Here’s a bit more detail on how PLS works with respect to maximizing covariance:

Projection: PLS projects both the predictor variables (X) and the response variable (Y) onto a new space. The projections are chosen such that the covariance between the projected X (scores) and projected Y is maximized.
Covariance: In statistics, covariance is a measure of the joint variability of two random variables. If you have a set of predictors \( X \) and a response \( Y \), their covariance is a measure of how much the variables change together. PLS tries to find the linear combinations of the predictor variables that covary the most with the response.
Latent Variables: The new components (latent variables) in PLS are constructed as linear combinations of the original predictors. These latent variables are chosen iteratively, where each new latent variable is chosen to maximize the residual covariance between \( X \) and \( Y \) that is not explained by the previous latent variables.
Regression: After finding these new components, PLS performs regression on them to predict the response variable. Since these components are designed to have a high covariance with the response, the resulting regression model is often more predictive than one that does not consider the relationship between \( X \) and \( Y \) when reducing dimensionality, like PCR.

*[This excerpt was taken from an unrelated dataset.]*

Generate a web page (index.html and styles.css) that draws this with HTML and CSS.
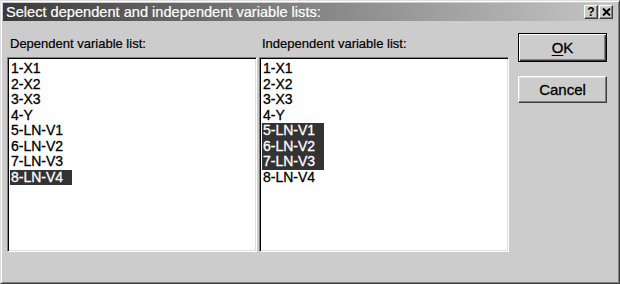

The advantage of maximizing covariance is that PLS tends to find features that are not just explanatory for \( X \) but also predictive of \( Y \), which makes it particularly useful in situations where prediction is the goal and the predictor variables have multicollinearity. This is in contrast to PCR, where the components are selected only based on how well they capture the variance in \( X \), which may not always lead to the best predictive performance when it comes to \( Y \).